Девушки вставали в шесть, молились, завтракали, шли на уроки, работали в кухне, в саду или в прачечной; после обеда и ужина у них было свободное время, когда они могли возиться в саду, играть во что-нибудь не азартное и не шумное или заниматься своей одеждой и внешностью, в то время как воспитательницы читали им вслух нравоучительные тексты. По субботам были генеральная уборка и прием ванны (дело для викторианца, не только бедняка, необычное, но Диккенс настоял на соблюдении личной гигиены). По воскресеньям ходили с воспитательницами в церковь. Посещения старых друзей и переписка воспрещались.

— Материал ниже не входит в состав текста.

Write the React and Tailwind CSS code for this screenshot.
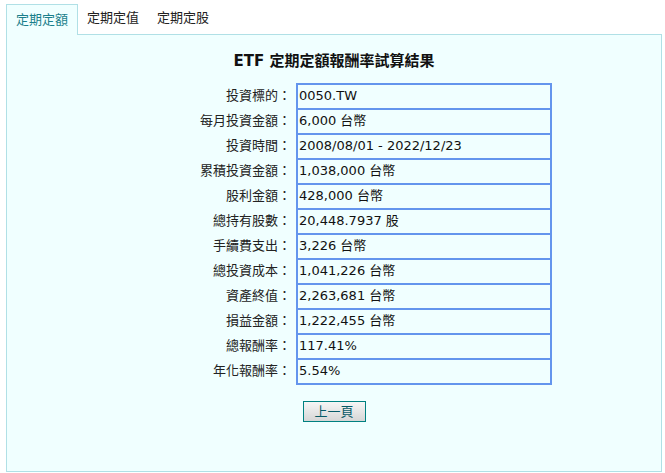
import React from "react";

const rows = [
  ["投資標的：", "0050.TW"],
  ["每月投資金額：", "6,000 台幣"],
  ["投資時間：", "2008/08/01 - 2022/12/23"],
  ["累積投資金額：", "1,038,000 台幣"],
  ["股利金額：", "428,000 台幣"],
  ["總持有股數：", "20,448.7937 股"],
  ["手續費支出：", "3,226 台幣"],
  ["總投資成本：", "1,041,226 台幣"],
  ["資產終值：", "2,263,681 台幣"],
  ["損益金額：", "1,222,455 台幣"],
  ["總報酬率：", "117.41%"],
  ["年化報酬率：", "5.54%"],
];

const font = { fontFamily: '"DejaVu Sans", Verdana, "Noto Sans CJK TC", sans-serif' };

export default function App() {
  return (
    <div className="w-[665px] h-[473px] bg-white text-[13px] text-[#222]" style={font}>
      <div className="pl-[6px] pt-[3px] flex">
        <div className="w-[72px] h-[31px] border border-b-0 border-[#b0e0e6] bg-[#f0ffff] text-[#1b7f8c] flex items-center justify-center relative top-[1px] z-10">
          定期定額
        </div>
        <div className="w-[70px] h-[30px] flex items-center justify-center">定期定值</div>
        <div className="w-[70px] h-[30px] flex items-center justify-center">定期定股</div>
      </div>
      <div className="ml-[6px] w-[656px] h-[438px] border border-[#b0e0e6] bg-[#f0ffff] flex flex-col items-center">
        <div className="mt-[16px] h-[20px] font-bold text-[15px] text-[#111] flex items-center">
          ETF 定期定額報酬率試算結果
        </div>
        <table className="mt-[12px] border-collapse">
          <tbody>
            {rows.map(([k, v]) => (
              <tr key={k} className="h-[25px]">
                <td className="w-[181px] text-right pr-[5px] align-top pt-[3px] leading-[17px] text-[#222]">{k}</td>
                <td className="w-[254px] border-2 border-[#6495ed] pl-[1px] leading-[17px] pt-[2px] align-top text-[#111]">{v}</td>
              </tr>
            ))}
          </tbody>
        </table>
        <button
          className="mt-[16px] w-[63px] h-[21px] border border-[#008080] bg-gradient-to-b from-[#f6f6f6] to-[#d6d6d6] text-[#075a66] text-[13px] flex items-center justify-center"
          style={font}
        >
          上一頁
        </button>
      </div>
    </div>
  );
}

Было скучновато, и некоторые уходили сами, других приходилось исключать. Одна девица завела тайные шашни с полисменом. Две напились и порезали друг друга. Еще одна оказалась лесбиянкой. Почти половина не могли удержаться от краж, но их прощали. Диккенс описал (анонимно) расставание с некоторыми девушками в газете «Домашнее чтение» в 1853 году: уходя, большинство из них плакали, понимая, что второго шанса не будет. Больше всех его огорчила проститутка Изабелла Гордон, яркая, умная красавица (в письме Маклизу Диккенс признавался, что предпочитал брать в «Уранию» красивых девушек), которую он называл своим другом: пила, не подчинялась распорядку и после нескольких месяцев уговоров пришлось ее выгнать. «Когда она вышла из дверей, то была вынуждена остановиться, прислонившись к воротам, и стояла так минуту или две, прежде чем уйти… Сердца у нас разрывались, но мы не могли ее оставить… Она медленно шла по переулку, утирая лицо шалью, с выражением такой безнадежности и горя, каких я никогда не видел».